What does the PRC’s deepening involvement in Xinjiang portend for civilian security-Uyghur and Chinese-and human rights? Will economic development of the region improve the situation, as Beijing claims, or will it be a cover for more state oppression? Can the U.S. cooperate with the PRC on counter-terrorism, and where should Xinjiang and the Uyghur plight fit on Washington’s diplomatic agenda with Beijing?
On April 25, Yang Jianli, president of Initiatives for China, Kilic Kanat, a professor at Pennsylvania State University at Erie, and Sean Roberts, a professor at George Washington University, joined Hudson Senior Fellow Eric Brown to assess the current security and human rights situation in Xinjiang and what it might mean for the Uyghurs, the Chinese and the PRC, and the New Silk Road.
Yang Jianli Speaker
President, Initiatives for China
Kilic Kanat Speaker
Assistant Professor, Pennsylvania State University at Erie
Sean Roberts Speaker
Associate Professor, George Washington University
Eric Brown Moderator
Senior Fellow, Hudson Institute
Does the Chinese Government Want Moderate Uyghurs? Ilham Tohti in Perspective
Opening Remark by Yang Jianli
Chinese Repression and Uyghur Militancy
April 25, 2017
Ilham Tohti is one of the Uyghur elite educated in interior China. He was born in 1969. He was selected to study in Beijing when he was 16.
The Chinese government has maintained a long standing ethnic policy since the beginning of the founding of the People’s Republic: it selects the brightest ethnic youth and brings them to study and attend colleges in Beijing or other cities in interior China. With better education, they eventually become the elites of their ethnic groups; many become party cadres, others become writers, and others university faculty or successful businessmen. This policy is a useful strategy to co-opt the ethnic elite to be part of the communist ruling structure.
Ilham Tohti studied economics and eventually became a professor at Minzu (or Nationalities) University in Beijing. He is an expert in Xinjiang studies and Central Asian studies, including geopolitics, culture, economic development, and religion. In recent years, he focused his research on economic, religious and political rights of the Uyghurs, and the increasingly difficult relationship with Han Chinese who have migrated in large numbers to Xinjiang over the last six decades. He is interested in the technicalities of governing a multi-ethnic society where groups co-exist peacefully, enjoying equal rights, while preserving their cultural identity. He studied cases of successes and failures in many countries, including in Europe. Not surprisingly, through his research, he saw that his ideals of peaceful ethnic coexistence and good governance would require values and institutions that are rejected by the Chinese government.
His research inevitably led to criticism of the Chinese government’s ethnic policies. In his writings, he analyzed problems in Xinjiang and made policy recommendations that, as far as we can see, have fallen on deaf ears.
Ilham Tohti evoked the ire of the government from the very beginning of his teaching career.
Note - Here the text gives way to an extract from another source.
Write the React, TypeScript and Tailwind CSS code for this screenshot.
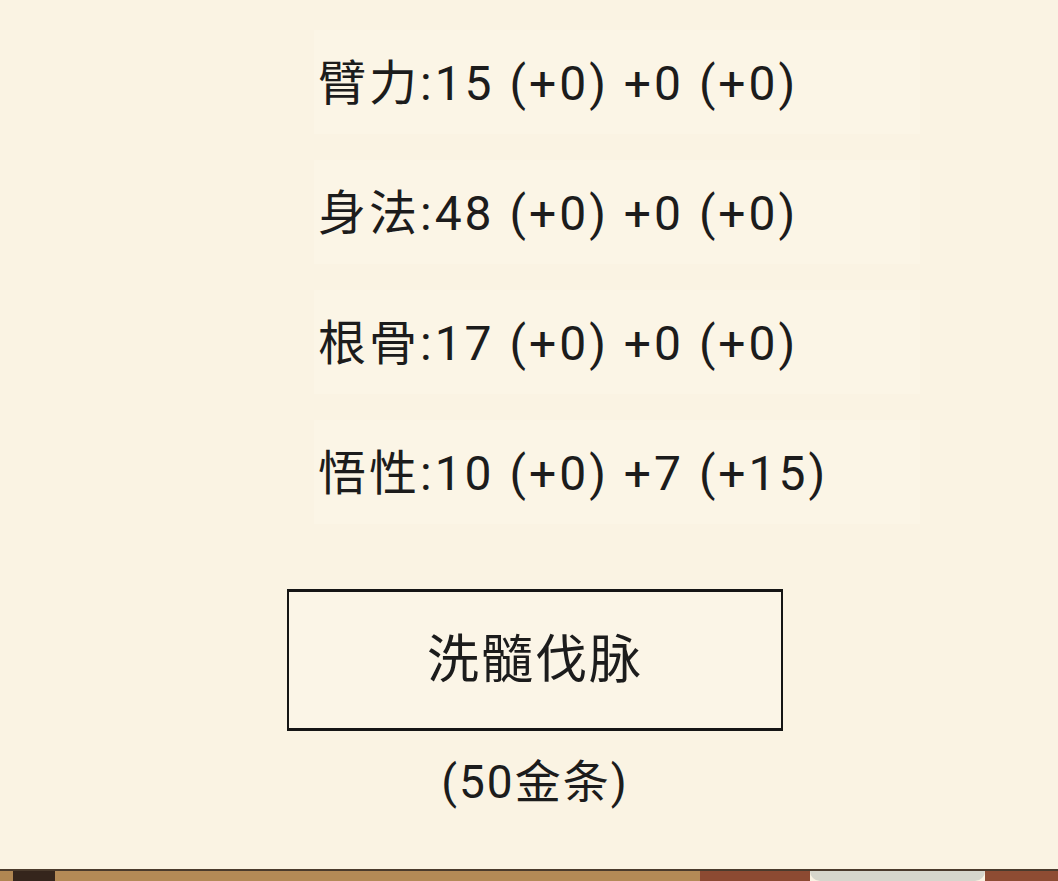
import React from 'react';

interface Stat {
  label: string;
  base: number;
  baseBonus: number;
  extra: number;
  extraBonus: number;
}

const stats: Stat[] = [
  { label: '臂力', base: 15, baseBonus: 0, extra: 0, extraBonus: 0 },
  { label: '身法', base: 48, baseBonus: 0, extra: 0, extraBonus: 0 },
  { label: '根骨', base: 17, baseBonus: 0, extra: 0, extraBonus: 0 },
  { label: '悟性', base: 10, baseBonus: 0, extra: 7, extraBonus: 15 },
];

const StatRow: React.FC<{ stat: Stat }> = ({ stat }) => (
  <div className="h-[104px] flex items-center pl-[4px] pt-[4px] bg-[#fbf5e6]">
    <span className="text-[48px] leading-none tracking-[3px]">
      {stat.label}:{stat.base} (+{stat.baseBonus}) +{stat.extra} (+{stat.extraBonus})
    </span>
  </div>
);

export default function App() {
  return (
    <div className="w-[1058px] h-[881px] bg-[#faf3e3] flex flex-col overflow-hidden text-[#1c1c1c] font-['Roboto','Noto_Sans_CJK_SC',sans-serif]">
      <div className="flex-1 flex flex-col pt-[30px]">
        {/* attribute list */}
        <div className="flex flex-col gap-[26px] ml-[314px] w-[606px]">
          {stats.map((s) => (
            <StatRow key={s.label} stat={s} />
          ))}
        </div>

        {/* refine button */}
        <button className="ml-[287px] mt-[65px] w-[496px] h-[142px] border-[#151515] border-t-[3px] border-b-[3px] border-l-[2px] border-r-[2px] flex items-center justify-center pt-[2px] bg-[#fbf5e7]">
          <span className="text-[52px] leading-none tracking-[2px]">洗髓伐脉</span>
        </button>
        <div className="ml-[287px] w-[496px] mt-[22px] text-center text-[46px] leading-[1.3] tracking-[2px]">
          (50金条)
        </div>
      </div>

      {/* scene peeking below the panel */}
      <div className="h-[12px] flex border-t-[2px] border-[#4a3a2c]">
        <div className="w-[13px] bg-[#b08652]" />
        <div className="w-[42px] bg-[#35251c]" />
        <div className="w-[645px] bg-[#b48a56]" />
        <div className="w-[110px] bg-[#8c4a32]" />
        <div className="w-[175px] bg-[#d6d6cc] rounded-b-full" />
        <div className="flex-1 bg-[#8e4c33]" />
      </div>
    </div>
  );
}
In 1994, while he was teaching in Beijing [or at Minzu], he was tracked down and threatened by domestic security police (political police, in essence) for the first time, for questioning the truthfulness of some official data in a paper he had written. Over the years he has been alternately barred from publishing and teaching, from traveling back to Xinjiang, and from traveling overseas. He was videotaped when he taught, and the government sent minders to sit in his classes. He had been subjected to short detentions and house arrest.
Ilham set up the website Uyghur Online in 2006. It was a Chinese-language website that posted news, commentaries, and discussions about what was happening in Xinjiang and to Uyghurs and other ethnic groups that the mainstream Han Chinese didn’t pay attention to and hardly knew. Ilham Tohti believes in the power of communication. He said that confronting differences is not dangerous, but silent suspicion and hatred are. The site was repeatedly hacked or ordered to shut down.
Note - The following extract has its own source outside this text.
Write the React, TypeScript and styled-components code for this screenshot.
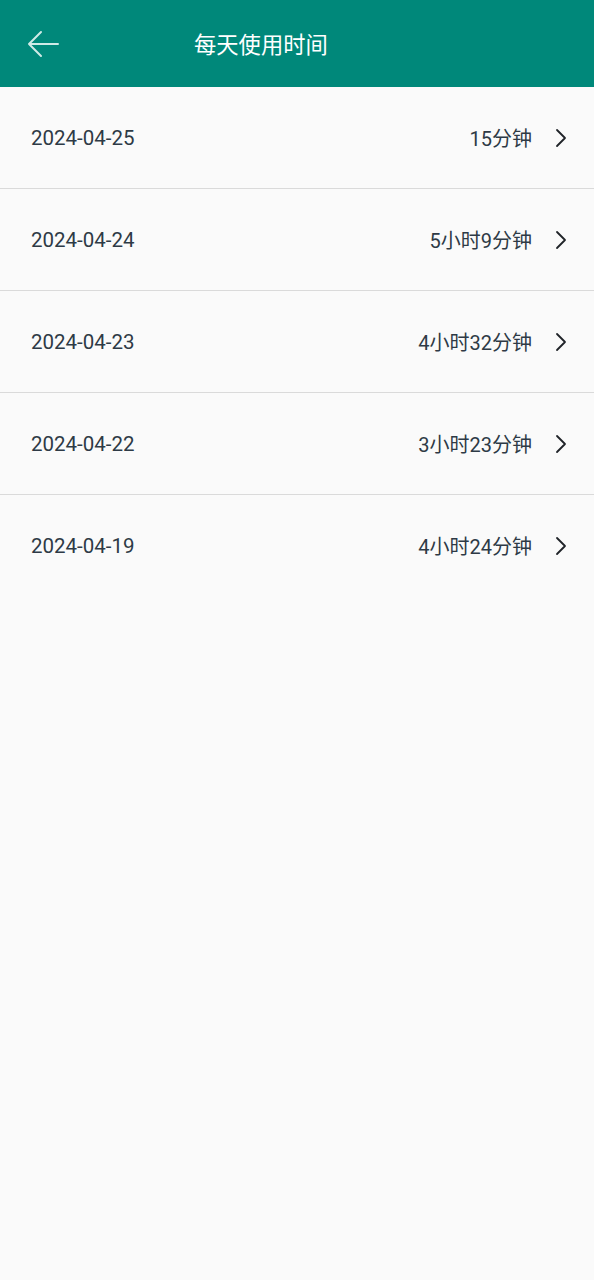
import React from "react";
import styled, { createGlobalStyle } from "styled-components";

const Global = createGlobalStyle`
  html, body { margin: 0; padding: 0; background: #fafafa; }
  body { font-family: Roboto, "Noto Sans CJK SC", sans-serif; }
`;

const Page = styled.div`
  width: 594px;
  min-height: 1280px;
  background: #fafafa;
`;

const Header = styled.header`
  height: 87px;
  background: #00887a;
  display: flex;
  align-items: center;
`;

const BackButton = styled.button`
  border: none;
  background: transparent;
  padding: 0;
  margin-left: 26px;
  width: 34px;
  height: 34px;
  display: flex;
  align-items: center;
  justify-content: center;
`;

const Title = styled.h1`
  margin: -2px 0 0 134px;
  font-family: "Noto Sans CJK SC", sans-serif;
  font-weight: 400;
  font-size: 22.3px;
  color: #ffffff;
`;

const List = styled.ul`
  list-style: none;
  margin: 0;
  padding: 0;
`;

const Row = styled.li`
  height: 101px;
  border-bottom: 1.5px solid #dadada;
  display: flex;
  align-items: center;
  padding: 0 26px 0 31px;
  color: #2e3a46;
  &:last-child { border-bottom: none; }
`;

const DateText = styled.span`
  flex: 1;
  font-family: Roboto, sans-serif;
  font-size: 20.5px;
`;

const Value = styled.span`
  font-family: Roboto, "Noto Sans CJK SC", sans-serif;
  font-size: 20px;
  margin-right: 22px;
`;

const rows = [
  ["2024-04-25", "15分钟"],
  ["2024-04-24", "5小时9分钟"],
  ["2024-04-23", "4小时32分钟"],
  ["2024-04-22", "3小时23分钟"],
  ["2024-04-19", "4小时24分钟"],
];

const Chevron = () => (
  <svg width="14" height="20" viewBox="0 0 14 20" fill="none">
    <path d="M3 2 L11 10 L3 18" stroke="#1f2328" strokeWidth="1.8" strokeLinecap="round" strokeLinejoin="round" />
  </svg>
);

export default function App() {
  return (
    <Page>
      <Global />
      <Header>
        <BackButton aria-label="back">
          <svg width="34" height="30" viewBox="0 0 34 30" fill="none">
            <path d="M3 15 H32 M15 3 L3 15 L15 27" stroke="#cfeae6" strokeWidth="2" strokeLinecap="round" strokeLinejoin="round" />
          </svg>
        </BackButton>
        <Title>每天使用时间</Title>
      </Header>
      <List>
        {rows.map(([d, v]) => (
          <Row key={d}>
            <DateText>{d}</DateText>
            <Value>{v}</Value>
            <Chevron />
          </Row>
        ))}
      </List>
    </Page>
  );
}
In January 15, 2014, he was arrested, and in September, 2014, sentenced to life in prison. Ilham was charged with separatism (also called splitting the country), despite his well-known insistence on peaceful ethnic coexistence.
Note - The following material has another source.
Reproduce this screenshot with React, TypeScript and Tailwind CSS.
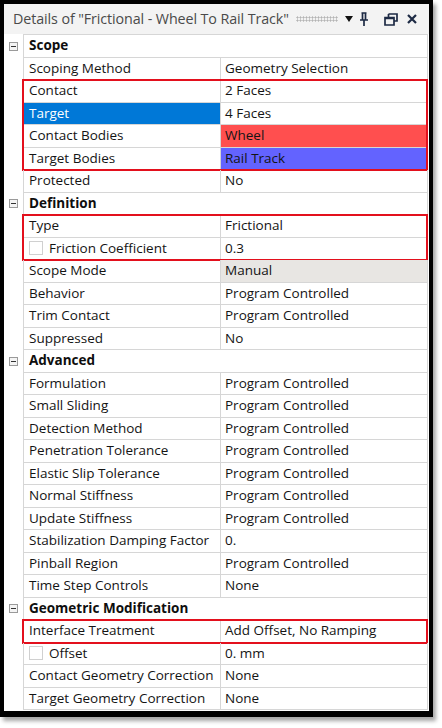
import React from "react";

type Row =
  | { kind: "section"; label: string }
  | {
      kind: "item";
      label: string;
      value: string;
      check?: boolean;
      labelClass?: string;
      valueClass?: string;
    };

type Group = { boxed?: boolean; rows: Row[] };

const groups: Group[] = [
  {
    rows: [
      { kind: "section", label: "Scope" },
      { kind: "item", label: "Scoping Method", value: "Geometry Selection" },
    ],
  },
  {
    boxed: true,
    rows: [
      { kind: "item", label: "Contact", value: "2 Faces" },
      {
        kind: "item",
        label: "Target",
        value: "4 Faces",
        labelClass: "bg-[#0078d7] text-white",
      },
      {
        kind: "item",
        label: "Contact Bodies",
        value: "Wheel",
        valueClass: "bg-[#ff4f4f]",
      },
      {
        kind: "item",
        label: "Target Bodies",
        value: "Rail Track",
        valueClass: "bg-[#6363ff]",
      },
    ],
  },
  {
    rows: [
      { kind: "item", label: "Protected", value: "No" },
      { kind: "section", label: "Definition" },
    ],
  },
  {
    boxed: true,
    rows: [
      { kind: "item", label: "Type", value: "Frictional" },
      { kind: "item", label: "Friction Coefficient", value: "0.3", check: true },
    ],
  },
  {
    rows: [
      {
        kind: "item",
        label: "Scope Mode",
        value: "Manual",
        valueClass: "bg-[#e8e6e3]",
      },
      { kind: "item", label: "Behavior", value: "Program Controlled" },
      { kind: "item", label: "Trim Contact", value: "Program Controlled" },
      { kind: "item", label: "Suppressed", value: "No" },
      { kind: "section", label: "Advanced" },
      { kind: "item", label: "Formulation", value: "Program Controlled" },
      { kind: "item", label: "Small Sliding", value: "Program Controlled" },
      { kind: "item", label: "Detection Method", value: "Program Controlled" },
      { kind: "item", label: "Penetration Tolerance", value: "Program Controlled" },
      { kind: "item", label: "Elastic Slip Tolerance", value: "Program Controlled" },
      { kind: "item", label: "Normal Stiffness", value: "Program Controlled" },
      { kind: "item", label: "Update Stiffness", value: "Program Controlled" },
      { kind: "item", label: "Stabilization Damping Factor", value: "0." },
      { kind: "item", label: "Pinball Region", value: "Program Controlled" },
      { kind: "item", label: "Time Step Controls", value: "None" },
      { kind: "section", label: "Geometric Modification" },
    ],
  },
  {
    boxed: true,
    rows: [
      { kind: "item", label: "Interface Treatment", value: "Add Offset, No Ramping" },
    ],
  },
  {
    rows: [
      { kind: "item", label: "Offset", value: "0. mm", check: true },
      { kind: "item", label: "Contact Geometry Correction", value: "None" },
      { kind: "item", label: "Target Geometry Correction", value: "None" },
    ],
  },
];

function MinusBox() {
  return (
    <div className="w-[9px] h-[9px] border border-[#9a9a9a] bg-[#f4f4f4] flex items-center justify-center">
      <div className="w-[5px] h-px bg-[#333]" />
    </div>
  );
}

function TableRow({ row }: { row: Row }) {
  if (row.kind === "section") {
    return (
      <div className="flex h-[22.5px]">
        <div className="w-[19px] flex items-center justify-center">
          <MinusBox />
        </div>
        <div className="flex-1 flex items-center pl-[5px] border-x border-b border-[#d6d6d6] font-bold text-[#0e0e0e]">
          {row.label}
        </div>
      </div>
    );
  }
  return (
    <div className="flex h-[22.5px]">
      <div className="w-[19px]" />
      <div className="flex-1 flex border-x border-b border-[#d6d6d6]">
        <div
          className={`w-[197px] shrink-0 flex items-center pl-[5px] whitespace-nowrap border-r border-[#d6d6d6] ${
            row.labelClass ?? "text-[#141414]"
          }`}
        >
          {row.check && (
            <span className="w-[14px] h-[14px] border border-[#d0d0d0] bg-white mr-[6px]" />
          )}
          {row.label}
        </div>
        <div
          className={`flex-1 flex items-center pl-[4px] text-[#141414] ${
            row.valueClass ?? ""
          }`}
        >
          {row.value}
        </div>
      </div>
    </div>
  );
}

function Grip() {
  return (
    <div className="w-[42px] h-[6px] bg-[radial-gradient(circle,#b4b4b4_0.9px,transparent_1.2px)] bg-[length:3px_3px]" />
  );
}

export default function App() {
  return (
    <div className="w-[442px] h-[728px] bg-white">
      <div
        className="w-[433px] h-[717px] border-black border-l-4 border-r-4 border-t-4 border-b-[6px] bg-white shadow-[3px_4px_4px_rgba(0,0,0,0.35)] flex flex-col text-[13.5px] leading-none"
        style={{ fontFamily: '"Open Sans", "Noto Sans", sans-serif' }}
      >
        {/* title bar */}
        <div className="h-[30px] shrink-0 flex items-center bg-[#f3f3f3] pl-[9px] pr-[12px]">
          <span className="text-[14.3px] text-[#4a4a4a] whitespace-nowrap tracking-[-0.1px]">
            Details of "Frictional - Wheel To Rail Track"
          </span>
          <div className="ml-[7px] flex-1">
            <Grip />
          </div>
          <div className="flex items-center">
            <svg width="8" height="6" viewBox="0 0 8 6">
              <path d="M0 0h8L4 6z" fill="#111" />
            </svg>
            <svg className="ml-[7px]" width="8" height="14" viewBox="0 0 8 14">
              <path
                d="M1.5 1h5M2.5 1v7M5.5 1v7M0 8h8M4 8v6"
                stroke="#1d2a44"
                strokeWidth="1.7"
                fill="none"
              />
            </svg>
            <svg className="ml-[16px]" width="14" height="13" viewBox="0 0 14 13">
              <path
                d="M4.5 1h8.5v7h-3M4.5 1v3.5M1 4.5h9v7.5H1z M1 5.5h9"
                stroke="#1d2a44"
                strokeWidth="1.7"
                fill="none"
              />
            </svg>
            <svg className="ml-[9px]" width="10" height="10" viewBox="0 0 10 10">
              <path
                d="M1 1l8 8M9 1l-8 8"
                stroke="#1d2a44"
                strokeWidth="2.2"
                fill="none"
              />
            </svg>
          </div>
        </div>

        {/* property grid */}
        <div className="pr-px">
          <div className="ml-[19px] border-t border-[#d6d6d6]" />
          {groups.map((g, gi) => (
            <div key={gi} className="relative">
              {g.rows.map((r, ri) => (
                <TableRow key={ri} row={r} />
              ))}
              {g.boxed && (
                <div className="absolute left-[18px] right-0 top-[-1px] bottom-[-1px] border-2 border-[#e3101d] pointer-events-none" />
              )}
            </div>
          ))}
        </div>
      </div>
    </div>
  );
}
By any standard, Ilham Tohti was a moderate, to the extent that many pro-independence Uyghur activists considered him as betraying his people. Then the question is: Why did the Chinese government punish him so harshly? He is the only person since China’s opening up more than three decades ago who has been sentenced to life in prison for his ideas and expression. By comparison, the Nobel Peace Prize laureate Liu Xiaobo was sentenced to 11 years in prison for drafting and circulating Charter 08, a blueprint for democratic transformation in China.
The answer is because he is a Uyghur and a Uyghur moderate.
Let me elaborate.
Relations between Uyghurs and the government, and between Uyghurs and Han Chinese, have been deteriorating steadily since the late 1990s. China has seized on the international campaign against terrorism and exploited it through disinformation and distortion for the brutal suppression of the cultural and religious identity of Uyghurs. Uighurs are living in unprecedented fear: they have been subjected to arbitrary detention; they are given long imprisonment for everyday scuffles, or any number of minor offenses; discrimination against them is written in policy announcements across China. Any violent events are quickly labeled terrorist attacks, while similar acts by Han Chinese are described in non-politicized terms.
The common scenario in Xinjiang has been peaceful Uyghur protests about political and cultural suppression (forbidding Uyghur language or history to be taught, customs and holidays to be celebrated, or properties taken forcibly to be used for industry or Han Chinese transported into the area from overcrowded cities.) Chinese security forces forcefully put down the protests and injuries escalate into larger violent conflicts. These are reported to the Western media by Beijing, as troops necessarily suppressing “Uyghur terrorist violence.”
For this, from time to time, the Chinese government receives criticism from international rights groups, the foreign media and governments. In order to dampen the criticism and convince the international community and its own people of the necessity of its harsh anti-Uyghur terror policy and practice, the Chinese government feels it must make the premise underlying the policy self-fulfilled, i.e., it must eliminate those moderate voices so that it can claim no moderate Uyghurs exist and they are all extremists and terrorists.
So the Chinese government makes an example out of the most moderate Uyghurs who have focused on the most modest non-confrontational approaches to Uyghur identity and culture, consistent with China’s constitutional provision about the rights of ethnic and religious minorities. China’s strategy apparently is that by harshly punishing even the most moderate Uyghur spokesmen, who seek reasonable accommodation with the authorities in Beijing, the Government can provoke a more militant response from the Uyghur community at large and thereby justify even more violent and comprehensive repression.
Unfortunately, the punishment of Ilham Tohti became the most shocking example of that strategy.